Shioashiya Smart City
Each stand-alone house within Smart City Shioashiya boasts the Panasonic Group’s full range of solutions from Panahome’s unique building technologies to Panasonic branded home fixtures, such as flooring and system kitchens. In addition, as smart homes are more commonly known for today, the homes realise the full integration of sustainable energy sources and management of such systems to help residents not only monitor and save on their own respective energy usage but also profit from unused electricity that is sold back to the grid.
Overall, the city is striving to become completely self-sufficient in meeting its energy needs. In addition to stand-alone houses aiming for net zero emissions, condominium units are also equipped with individual unit fuel cell systems despite space constraints, a first initiative for Japanese condominiums. Coupled with storage batteries and solar cell systems in common areas, even condominium residents can maximise energy creation to contribute to the ‘net zero energy’ community solution.
This focus on smarter living and self-sufficiency has carried over to Panasonic’s most recent project: Fujisawa Sustainable Smart Town (SST), located in Fujisawa City, Kanagawa Prefecture. With a planned scale for 600 stand-alone homes and 400 condominium units by 2018, Fujisawa SST is already proving its popularity to prospective buyers – spearheaded by a 95% occupancy rate for the 134 stand-alone homes developed by Panasonic thus far.

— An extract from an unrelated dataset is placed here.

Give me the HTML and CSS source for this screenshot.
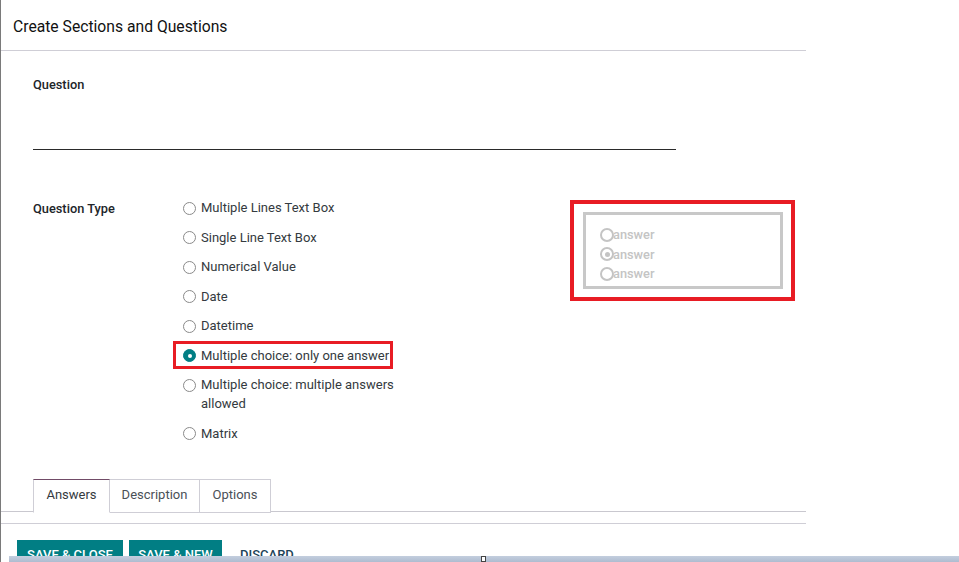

Like Smart City Shioashiya, Fujisawa SST is a carefully planned-out town that maximizes energy resources while also enabling residents to monitor their individual energy usage for a more eco-friendly, sustainable lifestyle. With careful integration between town design, town management and community groups and events, Fujisawa SST projects to achieve an overall 70% reduction in CO2 and 30% reduction in water usage.
Row of Houses at Fujisawa SST
Moreover, taking clues from development of the Smart City Shioashiya, Panasonic saw that community engagement and awareness raising is fundamental. Thus, in addition to events for families of the community to network with others, they serve also to help ensure smarter lifestyles and preparedness for emergency situations.“After the Great East Japan Earthquake in 2011, it’s become evermore apparent that we strive to build a foundation for more connected communities – not just technologically, but on a person-to-person level,” says Kohjiroh Wakabayashi, Managing Director of Panahome Asia Pacific and Project Manager of the Fujisawa SST project.
Utilizing Fujisawa SST as a flagship model, Panasonic is now looking to bring these same lifestyle benefits to countries across Asia, with developments planned for strategic markets such as Malaysia, Indonesia and Thailand among others. Bringing together state-of-the-art technology and environmentally friendly initiatives to meet the needs of residents now and in generations to come, Panasonic is looking to ensure that cities in Asia becomes sustainable and smart world leaders.